Crianças a quem é negado o direito de ter ambos os pais reconhecidos em sua certidão de nascimento são deixadas em um limbo legal.
Suas famílias enfrentam uma série de desafios. No cenário mais extremo, se o pai legalmente reconhecido morrer, os filhos poderiam ficar sob a tutela do Estado e enfrentar a perspectiva de ficarem órfãos.
Na comunidade LGBT da Itália, isso levou a um crescente sentimento de frustração e ansiedade, enquanto a abordagem hostil do governo de Meloni aos direitos LGBT exacerbou ainda mais o problema.
"As crianças acabam tendo acesso limitado a serviços e benefícios essenciais, como assistência médica, herança e pensão alimentícia", diz Angelo Schillaci, professor de direito da Universidade Sapienza, em Roma.
"Atualmente, apenas um dos pais é reconhecido pela lei, o outro é um fantasma. Na vida real, pais e filhos brincam juntos, cozinham juntos, praticam esportes e saem de férias juntos. Mas, no papel, eles estão separados; o Estado não os vê. É uma situação paradoxal", acrescenta o acadêmico.
Giorgia Melonia, a primeira-ministra da Itália, eleita em setembro passado, tem sido uma defensora da família tradicional e dos valores cristãos, fazendo campanha contra o que ela chama de "ideologia de gênero" e o "lobby LGBT".
Meses antes de chegar ao poder, ela propôs uma lei que transformaria a barriga de aluguel em crime universal, e isso ainda está na agenda de seu partido.
"Já existem meninos e meninas com duas mães e dois pais na Itália, a primeira-ministra Meloni deveria entender isso", diz Alessia Crocini, presidente da associação Rainbow Families, de apoio a famílias LGBT.
"Devemos garantir aos nossos filhos os mesmos direitos que seus pares."
"Nos sentimos atacadas como pais", diz Angela Diomede, que participou do protesto em Milão com sua esposa e sua filha de seis anos.
"Não entendo essa obsessão do governo em visar crianças, não leva a lugar nenhum."
O Senado da Itália também rejeitou esta semana uma proposta para um certificado de paternidade europeu padronizado que seria reconhecido em todos os 27 estados-membros da União Europeia.
Para as crianças, significaria prova de paternidade, e para os pais, a garantia de serem reconhecidos em todo o bloco, protegendo direitos como herança e cidadania.

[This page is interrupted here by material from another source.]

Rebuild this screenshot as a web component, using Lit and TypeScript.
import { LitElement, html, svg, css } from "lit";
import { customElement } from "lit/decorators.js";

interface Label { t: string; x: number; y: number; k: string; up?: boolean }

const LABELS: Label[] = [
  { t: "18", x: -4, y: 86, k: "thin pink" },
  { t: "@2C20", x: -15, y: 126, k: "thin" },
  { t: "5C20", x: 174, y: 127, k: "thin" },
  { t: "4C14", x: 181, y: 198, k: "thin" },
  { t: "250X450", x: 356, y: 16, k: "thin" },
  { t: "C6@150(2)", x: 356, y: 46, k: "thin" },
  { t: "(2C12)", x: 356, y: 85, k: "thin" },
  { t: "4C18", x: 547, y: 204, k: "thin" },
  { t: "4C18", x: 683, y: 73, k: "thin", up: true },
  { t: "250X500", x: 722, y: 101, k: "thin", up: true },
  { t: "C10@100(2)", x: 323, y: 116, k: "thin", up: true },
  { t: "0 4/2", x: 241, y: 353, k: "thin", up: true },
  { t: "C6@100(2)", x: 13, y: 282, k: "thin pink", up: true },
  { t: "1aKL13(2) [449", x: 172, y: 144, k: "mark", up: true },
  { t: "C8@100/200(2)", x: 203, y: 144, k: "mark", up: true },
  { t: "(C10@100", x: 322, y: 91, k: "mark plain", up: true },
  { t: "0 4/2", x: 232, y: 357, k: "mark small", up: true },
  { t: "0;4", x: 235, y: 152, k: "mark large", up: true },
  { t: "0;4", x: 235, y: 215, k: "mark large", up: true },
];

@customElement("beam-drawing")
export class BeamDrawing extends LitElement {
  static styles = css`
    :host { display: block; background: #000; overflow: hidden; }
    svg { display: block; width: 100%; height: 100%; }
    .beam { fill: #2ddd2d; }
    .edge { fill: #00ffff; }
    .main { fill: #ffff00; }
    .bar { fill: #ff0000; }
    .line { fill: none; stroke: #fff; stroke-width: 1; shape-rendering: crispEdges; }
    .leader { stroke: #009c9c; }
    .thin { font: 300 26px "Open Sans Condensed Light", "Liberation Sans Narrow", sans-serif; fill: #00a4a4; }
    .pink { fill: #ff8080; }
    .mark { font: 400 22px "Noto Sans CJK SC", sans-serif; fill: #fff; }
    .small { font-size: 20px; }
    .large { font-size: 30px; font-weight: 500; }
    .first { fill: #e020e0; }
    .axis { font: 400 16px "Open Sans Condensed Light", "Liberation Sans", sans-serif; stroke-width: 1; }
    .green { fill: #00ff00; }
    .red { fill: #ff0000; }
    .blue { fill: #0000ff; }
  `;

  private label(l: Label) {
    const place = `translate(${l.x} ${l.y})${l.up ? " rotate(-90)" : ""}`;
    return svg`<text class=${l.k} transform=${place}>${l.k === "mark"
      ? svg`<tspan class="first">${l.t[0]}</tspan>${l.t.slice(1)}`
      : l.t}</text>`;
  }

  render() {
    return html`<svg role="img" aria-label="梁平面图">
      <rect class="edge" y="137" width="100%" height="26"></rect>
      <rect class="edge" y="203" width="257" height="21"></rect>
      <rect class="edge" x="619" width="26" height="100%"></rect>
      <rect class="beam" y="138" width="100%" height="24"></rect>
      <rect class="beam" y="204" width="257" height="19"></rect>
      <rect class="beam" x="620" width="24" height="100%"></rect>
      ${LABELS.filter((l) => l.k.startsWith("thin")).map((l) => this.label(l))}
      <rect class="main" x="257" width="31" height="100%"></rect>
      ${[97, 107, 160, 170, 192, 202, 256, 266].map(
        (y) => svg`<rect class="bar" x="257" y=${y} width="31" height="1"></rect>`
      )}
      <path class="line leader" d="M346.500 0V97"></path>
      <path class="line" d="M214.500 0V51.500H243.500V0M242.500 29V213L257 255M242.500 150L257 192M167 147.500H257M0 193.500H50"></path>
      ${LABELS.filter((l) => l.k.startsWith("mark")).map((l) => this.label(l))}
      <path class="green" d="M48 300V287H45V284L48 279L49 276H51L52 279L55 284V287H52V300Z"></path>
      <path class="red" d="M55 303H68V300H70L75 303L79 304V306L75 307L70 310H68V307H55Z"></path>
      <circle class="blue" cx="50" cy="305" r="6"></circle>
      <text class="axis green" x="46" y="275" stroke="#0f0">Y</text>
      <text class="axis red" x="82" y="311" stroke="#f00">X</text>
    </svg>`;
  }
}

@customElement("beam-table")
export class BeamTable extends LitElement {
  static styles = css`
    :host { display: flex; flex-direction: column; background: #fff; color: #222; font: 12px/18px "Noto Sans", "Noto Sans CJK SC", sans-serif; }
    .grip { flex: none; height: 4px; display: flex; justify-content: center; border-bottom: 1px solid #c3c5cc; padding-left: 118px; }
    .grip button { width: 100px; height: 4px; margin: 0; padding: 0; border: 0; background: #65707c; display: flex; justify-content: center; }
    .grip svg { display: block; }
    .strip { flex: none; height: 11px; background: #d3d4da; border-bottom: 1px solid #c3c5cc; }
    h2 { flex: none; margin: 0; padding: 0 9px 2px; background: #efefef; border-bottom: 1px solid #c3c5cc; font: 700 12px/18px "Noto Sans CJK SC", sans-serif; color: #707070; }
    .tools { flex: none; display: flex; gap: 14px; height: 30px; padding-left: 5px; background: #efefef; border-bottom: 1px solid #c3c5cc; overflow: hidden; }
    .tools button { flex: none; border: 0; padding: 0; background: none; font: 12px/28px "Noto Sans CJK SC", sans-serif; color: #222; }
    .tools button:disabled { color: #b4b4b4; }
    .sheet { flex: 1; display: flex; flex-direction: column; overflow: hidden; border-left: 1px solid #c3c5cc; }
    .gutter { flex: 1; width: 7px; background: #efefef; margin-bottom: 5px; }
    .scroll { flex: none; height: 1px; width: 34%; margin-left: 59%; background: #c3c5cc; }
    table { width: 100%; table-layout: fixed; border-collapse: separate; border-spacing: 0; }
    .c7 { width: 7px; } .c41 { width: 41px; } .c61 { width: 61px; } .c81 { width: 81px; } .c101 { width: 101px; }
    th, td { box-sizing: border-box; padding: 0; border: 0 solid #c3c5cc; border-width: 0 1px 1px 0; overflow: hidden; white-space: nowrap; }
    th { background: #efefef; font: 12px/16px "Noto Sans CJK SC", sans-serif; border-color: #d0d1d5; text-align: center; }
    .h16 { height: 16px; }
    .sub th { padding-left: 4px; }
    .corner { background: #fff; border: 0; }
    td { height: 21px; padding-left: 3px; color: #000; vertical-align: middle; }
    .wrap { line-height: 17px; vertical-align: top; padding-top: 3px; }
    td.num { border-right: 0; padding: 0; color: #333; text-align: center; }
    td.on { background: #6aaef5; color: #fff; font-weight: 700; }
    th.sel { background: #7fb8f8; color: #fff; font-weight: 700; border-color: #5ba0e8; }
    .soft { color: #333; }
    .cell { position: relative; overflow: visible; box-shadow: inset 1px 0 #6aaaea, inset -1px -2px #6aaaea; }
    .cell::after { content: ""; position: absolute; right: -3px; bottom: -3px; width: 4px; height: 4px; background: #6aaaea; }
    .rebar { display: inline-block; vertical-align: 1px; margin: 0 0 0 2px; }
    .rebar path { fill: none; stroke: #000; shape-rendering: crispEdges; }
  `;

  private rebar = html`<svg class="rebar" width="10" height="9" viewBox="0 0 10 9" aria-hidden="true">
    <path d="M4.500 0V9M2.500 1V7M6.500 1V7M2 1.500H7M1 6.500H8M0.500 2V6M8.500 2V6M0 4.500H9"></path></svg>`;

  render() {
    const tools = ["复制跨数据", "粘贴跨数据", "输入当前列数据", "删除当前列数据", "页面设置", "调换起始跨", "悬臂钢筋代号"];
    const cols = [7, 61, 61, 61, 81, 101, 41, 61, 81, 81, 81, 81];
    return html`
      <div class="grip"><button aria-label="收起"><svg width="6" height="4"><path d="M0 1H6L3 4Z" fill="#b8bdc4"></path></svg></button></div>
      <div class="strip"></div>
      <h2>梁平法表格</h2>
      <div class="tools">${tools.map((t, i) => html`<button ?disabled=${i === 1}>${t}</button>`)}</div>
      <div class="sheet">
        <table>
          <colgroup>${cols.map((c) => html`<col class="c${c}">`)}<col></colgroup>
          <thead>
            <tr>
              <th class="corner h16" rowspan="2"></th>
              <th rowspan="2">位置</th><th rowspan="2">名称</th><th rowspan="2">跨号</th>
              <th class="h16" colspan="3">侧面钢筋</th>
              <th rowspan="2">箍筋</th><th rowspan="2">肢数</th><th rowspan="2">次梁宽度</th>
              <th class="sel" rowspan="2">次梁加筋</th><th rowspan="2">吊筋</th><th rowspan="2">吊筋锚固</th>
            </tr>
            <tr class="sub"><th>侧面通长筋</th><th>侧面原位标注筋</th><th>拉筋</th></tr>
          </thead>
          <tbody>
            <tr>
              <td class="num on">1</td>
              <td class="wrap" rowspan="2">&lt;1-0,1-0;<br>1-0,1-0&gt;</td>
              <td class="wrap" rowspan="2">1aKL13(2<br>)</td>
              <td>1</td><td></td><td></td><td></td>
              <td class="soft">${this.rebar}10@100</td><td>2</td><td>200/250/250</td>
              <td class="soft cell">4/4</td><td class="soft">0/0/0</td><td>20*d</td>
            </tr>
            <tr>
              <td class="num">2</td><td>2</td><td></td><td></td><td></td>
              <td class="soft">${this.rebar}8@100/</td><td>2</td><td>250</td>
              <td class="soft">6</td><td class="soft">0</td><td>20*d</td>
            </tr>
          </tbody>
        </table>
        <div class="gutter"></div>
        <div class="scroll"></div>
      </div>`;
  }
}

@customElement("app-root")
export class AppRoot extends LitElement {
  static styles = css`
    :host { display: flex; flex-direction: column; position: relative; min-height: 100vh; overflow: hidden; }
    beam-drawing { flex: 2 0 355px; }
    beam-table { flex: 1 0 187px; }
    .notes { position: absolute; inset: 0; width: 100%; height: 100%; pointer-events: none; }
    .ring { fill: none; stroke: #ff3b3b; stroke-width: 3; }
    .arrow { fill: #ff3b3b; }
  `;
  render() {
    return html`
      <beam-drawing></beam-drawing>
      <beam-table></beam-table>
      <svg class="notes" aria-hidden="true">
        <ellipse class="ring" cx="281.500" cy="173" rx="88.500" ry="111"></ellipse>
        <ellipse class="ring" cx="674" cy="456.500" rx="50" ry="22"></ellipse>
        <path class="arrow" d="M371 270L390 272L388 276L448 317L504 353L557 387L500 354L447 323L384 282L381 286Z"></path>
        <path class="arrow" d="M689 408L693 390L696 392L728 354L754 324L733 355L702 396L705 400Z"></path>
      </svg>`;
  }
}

Mas para o ministro da infraestrutura da Itália, Matteo Salvini, de extrema direita, foi um passo longe demais.
"Bruxelas (sede do Parlamento Europeu) não pode nos impor o conceito de família: uma criança precisa de uma mãe e de um pai. Filhos não se compram, não se alugam, não se escolhem na internet", disse.
Riccardo Magi, um parlamentar da oposição a favor do certificado europeu, rebateu: "O mundo vai para um lado, o governo [italiano] vai para outro."

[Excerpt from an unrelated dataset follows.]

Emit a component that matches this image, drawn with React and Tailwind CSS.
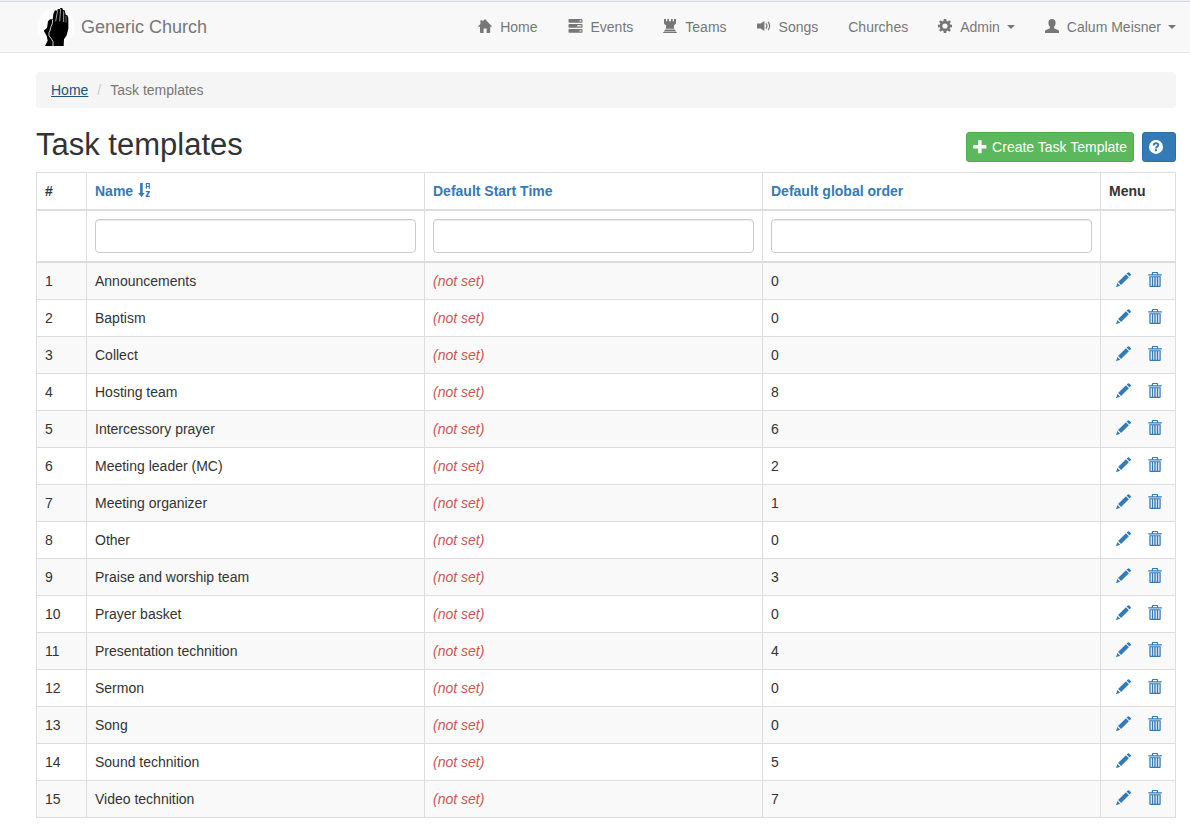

O debate está sendo acompanhado de perto da cidade de Udine, no nordeste do país, por Stefano Zucchini e seu marido, Alberto.

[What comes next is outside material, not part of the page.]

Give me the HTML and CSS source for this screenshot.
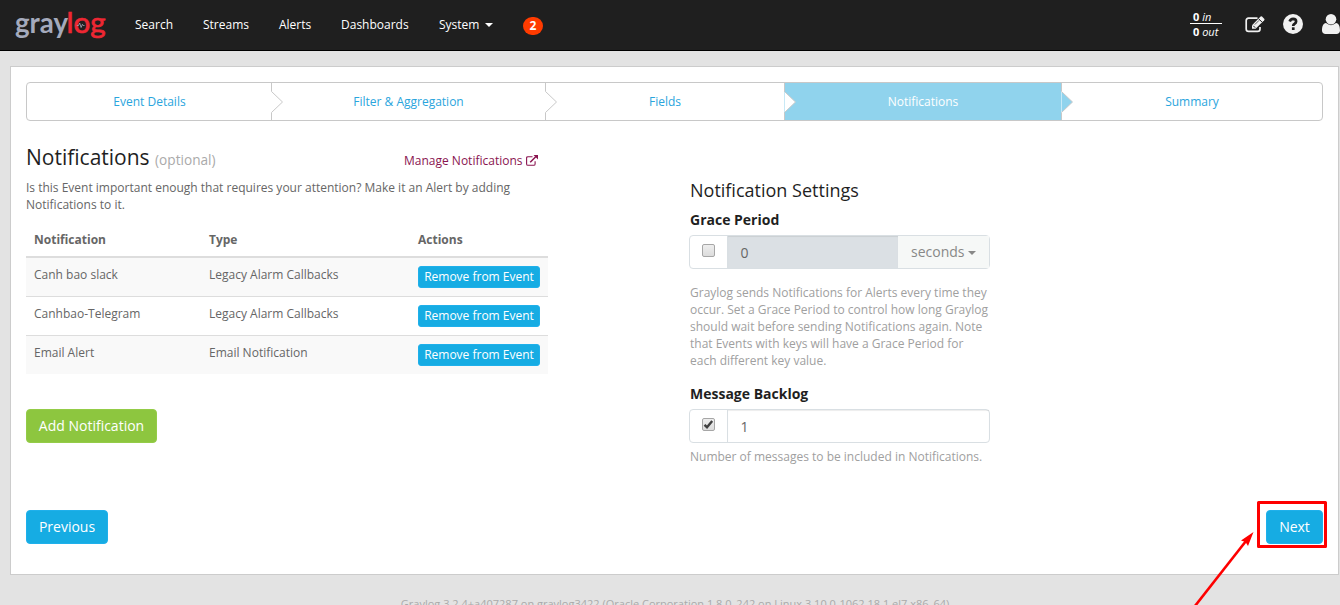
FILE: index.html
```html
<!DOCTYPE html>
<html lang="en">
<head>
<meta charset="utf-8">
<title>Graylog - Event Definition</title>
<link rel="stylesheet" href="styles.css">
</head>
<body>
<nav class="navbar">
  <svg class="logo" width="94" height="34" viewBox="0 0 94 34" role="img" aria-label="graylog">
    <text class="logo-gray" x="1" y="24.500" textLength="53" lengthAdjust="spacingAndGlyphs">gray</text>
    <text class="logo-log" x="52.500" y="24.500" textLength="39" lengthAdjust="spacingAndGlyphs">log</text>
    <path class="logo-pulse" d="M62.800 17.500h1.700l1.200-2.500 1.400 4.500 1.300-3.200.8 1.200h1.300"/>
  </svg>
  <a class="nav-link nav-search">Search</a>
  <a class="nav-link nav-streams">Streams</a>
  <a class="nav-link nav-alerts">Alerts</a>
  <a class="nav-link nav-dash">Dashboards</a>
  <a class="nav-link nav-system">System <i class="caret"></i></a>
  <span class="badge">2</span>
  <div class="nav-right">
    <div class="throughput"><div class="in"><b>0</b> <i>in</i></div><div><b>0</b> <i>out</i></div></div>
    <svg class="icon-edit" width="20" height="20" viewBox="0 0 20 20">
      <path d="M12.5 3.2H3.6Q1.200 3.200 1.200 5.600V14Q1.200 16.400 3.600 16.400H12.600Q15 16.400 15 14V12" fill="none" stroke="#f1f1f1" stroke-width="1.700"/>
      <path d="M7 10.200L15.600 1.600Q16.300 1 17 1.600L19.200 3.800Q19.900 4.500 19.200 5.200L10.600 13.800H7Z" fill="#f1f1f1"/>
      <path d="M13.600 3.700l3.600 3.600M8.300 10.800l1.900 1.900" stroke="#1f1f1f" stroke-width="1"/>
      <path d="M9.800 9.600l4.300-4.300" stroke="#1f1f1f" stroke-width=".7"/>
    </svg>
    <svg class="icon-help" width="20" height="20" viewBox="0 0 20 20">
      <circle cx="10" cy="10" r="10" fill="#f1f1f1"/>
      <path d="M6.700 7.500Q7.500 4.800 10.100 4.800Q13.100 4.900 13.100 7.500Q13.100 8.900 11.600 9.700Q10.200 10.400 10.200 12" fill="none" stroke="#1f1f1f" stroke-width="2.700"/>
      <rect x="8.900" y="13.300" width="2.700" height="2.700" fill="#1f1f1f"/>
    </svg>
    <svg class="icon-user" width="18" height="20" viewBox="0 0 18 20">
      <path d="M4 9C1 9 0 13 0 16.500C0 18.500 1.500 20 3.500 20H14.500C16.500 20 18 18.500 18 16.500C18 13 17 9 14 9Q9 13.300 4 9Z" fill="#f1f1f1"/>
      <circle cx="9" cy="5.300" r="5.300" fill="#f1f1f1"/>
    </svg>
  </div>
</nav>

<main class="card">
  <div class="steps">
    <div class="step step-details">Event Details<svg class="chevron" width="13" height="37" viewBox="0 0 13 37"><path d="M.5 0V8.500L11.500 19L.5 29.500V37"/></svg></div>
    <div class="step step-filter">Filter &amp; Aggregation<svg class="chevron" width="13" height="37" viewBox="0 0 13 37"><path d="M.5 0V8.500L11.500 19L.5 29.500V37"/></svg></div>
    <div class="step step-fields">Fields<svg class="chevron" width="13" height="37" viewBox="0 0 13 37"><path d="M.5 0V8.500L11.500 19L.5 29.500V37"/></svg></div>
    <div class="step step-notifications active">Notifications<svg class="chevron chevron-active" width="13" height="37" viewBox="0 0 13 37"><path d="M.5 0V8.500L11.500 19L.5 29.500V37"/></svg></div>
    <div class="step step-summary">Summary</div>
  </div>

  <div class="columns">
    <section class="left">
      <div class="heading">
        <h2>Notifications <small>(optional)</small></h2>
        <a class="manage">Manage Notifications <svg width="12" height="11" viewBox="0 0 12 11"><path d="M6.500 1.700H2Q.6 1.700 .6 3V8.900Q.6 10.300 2 10.300H7.700Q9.100 10.300 9.100 8.900V6.300" fill="none" stroke="currentColor" stroke-width="1.100"/><path d="M4.200 7.300L10 1.500" stroke="currentColor" stroke-width="1.500"/><path d="M7.500 0H12V4.500Z" fill="currentColor"/></svg></a>
      </div>
      <p class="intro">Is this Event important enough that requires your attention? Make it an Alert by adding Notifications to it.</p>
      <table class="table">
        <thead><tr><th class="c-name">Notification</th><th class="c-type">Type</th><th class="c-act">Actions</th></tr></thead>
        <tbody>
          <tr><td>Canh bao slack</td><td>Legacy Alarm Callbacks</td><td><button class="btn-xs">Remove from Event</button></td></tr>
          <tr><td>Canhbao-Telegram</td><td>Legacy Alarm Callbacks</td><td><button class="btn-xs">Remove from Event</button></td></tr>
          <tr><td>Email Alert</td><td>Email Notification</td><td><button class="btn-xs">Remove from Event</button></td></tr>
        </tbody>
      </table>
      <button class="btn btn-add">Add Notification</button>
    </section>

    <section class="right">
      <h3>Notification Settings</h3>
      <label class="label">Grace Period</label>
      <div class="group">
        <span class="addon"><span class="check"></span></span>
        <span class="field disabled">0</span>
        <span class="unit">seconds <i class="caret"></i></span>
      </div>
      <p class="help help-grace">Graylog sends Notifications for Alerts every time they occur. Set a Grace Period to control how long Graylog should wait before sending Notifications again. Note that Events with keys will have a Grace Period for each different key value.</p>
      <label class="label">Message Backlog</label>
      <div class="group">
        <span class="addon"><span class="check"><svg width="11" height="11" viewBox="0 0 11 11"><path d="M1.500 5.800L4 8.200L9.200 2" fill="none" stroke="#404040" stroke-width="2.400"/></svg></span></span>
        <span class="field">1</span>
      </div>
      <p class="help help-backlog">Number of messages to be included in Notifications.</p>
    </section>
  </div>

  <div class="actions">
    <button class="btn btn-prev">Previous</button>
    <button class="btn btn-next">Next</button>
  </div>
</main>

<footer class="footer">Graylog 3.2.4+a407287 on graylog3422 (Oracle Corporation 1.8.0_242 on Linux 3.10.0-1062.18.1.el7.x86_64)</footer>

<svg class="annotation" width="150" height="110" viewBox="1190 495 150 110">
  <rect x="1258.500" y="502.500" width="67" height="44" fill="none" stroke="#fe0000" stroke-width="3" stroke-linejoin="round"/>
  <path d="M1195 606L1246 541" stroke="#fe0000" stroke-width="2.600"/>
  <path d="M1253.500 532L1248 546L1245.500 542L1241 540.500Z" fill="#fe0000"/>
</svg>
</body>
</html>
```
FILE: styles.css
```css
* { box-sizing: border-box; }

body {
  margin: 0;
  height: 605px;
  overflow: hidden;
  position: relative;
  background: #e3e3e3;
  color: #666;
  font: 12px/17px "Open Sans", sans-serif;
}

h2, h3, p { margin: 0; font-weight: 400; }

button {
  border: 1px solid;
  padding: 0;
  font-family: inherit;
  color: #fff;
}

/* Navigation */
.navbar {
  display: flex;
  height: 51px;
  background: #1f1f1f;
  border-bottom: 1px solid #000;
  color: #fff;
}
.logo { margin: 8px 0 0 14px; flex: none; overflow: visible; }
.logo text { font-family: Lato, sans-serif; font-size: 28px; }
.logo-gray { fill: #a4aabc; font-weight: 700; }
.logo-log { fill: #ee2733; stroke: #ee2733; stroke-width: .7; font-weight: 400; }
.logo-pulse { fill: none; stroke: #a4aabc; stroke-width: .8; }
.nav-link { flex: none; padding-top: 16px; white-space: nowrap; }
.nav-search { width: 68px; margin-left: 27px; }
.nav-streams { width: 76px; }
.nav-alerts { width: 62px; }
.nav-dash { width: 98px; }
.nav-system { width: 84px; }
.caret {
  display: inline-block;
  margin-left: 2px;
  vertical-align: 2px;
  border: 4px solid transparent;
  border-top-color: currentColor;
  border-bottom: 0;
}
.badge {
  width: 20px;
  height: 18px;
  margin-top: 17px;
  border-radius: 10px;
  background: #ff3b00;
  font-weight: 700;
  line-height: 17px;
  text-align: center;
}
.nav-right { display: flex; flex: none; margin-left: auto; }
.throughput { width: 32px; margin: 10px 23px 0 0; font-size: 11px; line-height: 14px; white-space: nowrap; }
.throughput div { padding-left: 3px; }
.throughput .in { height: 14px; border-bottom: 1px solid #fff; }
.throughput .in + div { padding-top: 1px; }
.icon-edit { margin: 15px 18px 0 0; }
.icon-help { margin: 14px 19px 0 0; }
.icon-user { margin-top: 14px; }

/* Wizard card */
.card {
  width: 1329px;
  height: 509px;
  margin: 15px 0 0 10px;
  padding: 15px;
  border: 1px solid #ccc;
  background: #fff;
}
.steps {
  display: flex;
  height: 39px;
  border: 1px solid #c8c8c8;
  border-radius: 4px;
  color: #2aa5dd;
  line-height: 37px;
  text-align: center;
}
.step { position: relative; flex: none; padding-left: 1px; }
.step-details { width: 244px; }
.step-filter { width: 274px; }
.step-fields { width: 239px; }
.step-notifications { width: 277px; }
.step-summary { flex: 1; }
.step.active { background: #90d3ed; color: #fff; }
.chevron { position: absolute; top: 0; left: 100%; z-index: 1; fill: #fff; stroke: #c8c8c8; stroke-width: 1; }
.chevron-active { fill: #90d3ed; }

.columns { display: flex; height: 389px; }
.left { width: 522px; }
.heading { display: flex; height: 58px; padding-top: 21px; }
h2 { width: 378px; color: #1f1f1f; font-size: 21px; line-height: 30px; }
h2 small { color: #aaa; font-size: 13.650px; }
.manage { padding-top: 10px; color: #8a1450; white-space: nowrap; }
.manage svg { vertical-align: -1px; }
.intro { height: 43px; }
.table { width: 522px; table-layout: fixed; border-collapse: separate; border-spacing: 0; }
.c-name { width: 175px; }
.c-type { width: 209px; }
th { height: 36px; padding: 9px 8px 8px; text-align: left; line-height: 17px; border-bottom: 2px solid #ddd; }
td { height: 39px; padding: 8px; vertical-align: top; border-top: 1px solid #ddd; }
tbody tr:first-child td { height: 38px; border-top: 0; }
tbody tr:nth-child(odd) { background: #f9f9f9; }
.btn-xs {
  display: block;
  width: 122px;
  height: 22px;
  border-radius: 3px;
  border-color: #1fb0eb;
  background: #16ace3;
  font-size: 12px;
  line-height: 18px;
}
.btn { height: 34px; border-radius: 4px; border-color: #1fb0eb; background: #16ace3; font-size: 14px; line-height: 20px; }
.btn-add { width: 131px; margin-top: 35px; border-color: #94cc48; background: #8dc63f; }
.btn-prev { width: 82px; }
.btn-next { width: 57px; }

.right { width: 301px; margin-left: 141px; padding: 56px 0 0; }
h3 { padding-left: 1px; color: #1f1f1f; font-size: 18px; line-height: 26px; }
.label { display: block; height: 32px; padding: 7px 0 0 1px; color: #1f1f1f; font-size: 14px; font-weight: 700; line-height: 20px; }
.group {
  display: flex;
  height: 34px;
  border: 1px solid #d9dfe3;
  border-radius: 4px;
  font-size: 14px;
}
.addon { width: 38px; padding: 8px 0 0 12px; border-right: 1px solid #d9dfe3; }
.check {
  display: block;
  width: 13px;
  height: 13px;
  border: 1px solid #a6a6a6;
  border-radius: 2px;
  background: linear-gradient(#eee, #dcdcdc);
}
.check svg { display: block; }
.field { flex: 1; padding: 8px 12.500px; line-height: 17px; box-shadow: inset 0 1px 1px rgba(0,0,0,.075); }
.field.disabled { background: #dbe0e4; }
.unit { width: 91px; padding: 6px 0 0 13px; background: #f6f8f7; color: #888; line-height: 20px; }
.unit .caret { margin-left: 0; }
.help { padding-left: 1px; color: #a0a0a0; }
.help-grace { height: 108px; padding-top: 15px; }
.help-backlog { padding-top: 5px; }

.actions { display: flex; justify-content: space-between; }
.footer { padding: 20px 0 0 10px; color: #aaa; font-size: 11px; text-align: center; white-space: nowrap; }

/* Callout drawn over the Next button */
.annotation { position: absolute; left: 1190px; top: 495px; pointer-events: none; }
```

Eles têm dois gêmeos de seis anos, nascidos no Estado americano da Califórnia por meio de barriga de aluguel, e esperam ser legalmente reconhecidos como uma família um dia.
Nos EUA, ambos são reconhecidos como pais. Mas, na Itália, Stefano é considerado pai solteiro, e esse status legal torna a vida em família complicada.
"Mesmo coisas que são normais para a maioria das pessoas, como levar as crianças ao jardim de infância ou a uma consulta médica, podem se tornar um desafio", diz ele à BBC.
"Eles não nos veem, mas nosso amor continua forte como sempre. Isso, com certeza, existe."